Listening to Old Sunlight, I'm reminded that metal is the beast that ate prog rock whole: its technicality, its lyrical conceits, it's ambition and experimental bent. That can go one of two ways - either the incorporation of 70's styles into yr actl metal (Opeth, say) or accepting the mandate to march to your own drum.
Latitudes mostly take the latter path, playing long, mainly instrumental songs which shift riff regularly, swinging dynamically in the way a really tight rock rythym section can and appropriating ideas from across the metal microgenres.
As the main signifier of prog of yore, keyboardist and occasional vocalist Adam Symonds sings in a slightly mannered and rather English way. And the production is very clean, which gels nicely with the musical approach, giving it a precise, almost jazz-fusion-y* feel.
The obsessively taxonomic Encyclopedia Metallum describes Latitudes as post-metal - which I like to think is code for 'we're not sure what this is but it rocks. Cleverly.'
In short, they play fussy, technical music reminding me a little of the 'very tight band' in this Scary Go Round strip. So, by rights I should hate Old Sunlight: many is the time I've stood up sitting down in the pub for ideas and heart in music over mere proficiency.
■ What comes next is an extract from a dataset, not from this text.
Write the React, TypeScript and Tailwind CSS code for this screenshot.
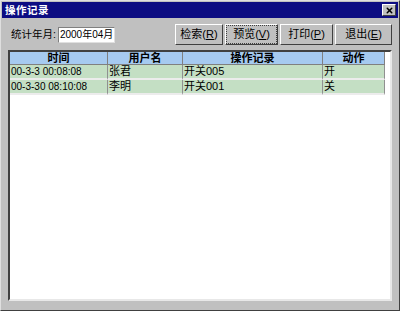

Here's the thing though: Latitudes can play the kablooey out of their instruments, but it's all placed at the service of the piece rather than to foreground a soloist or to justify self-indulgence. The intricacies are still perhaps a little hard for a lay reviewer to truly appreicate, but it's still really rather magical in a strangely funky sort of way.
And most signficantly: it's still on heavy rotation here.
Listen to the whole album on Bandcamp.
*Ha! As if I know anything about jazz fusion.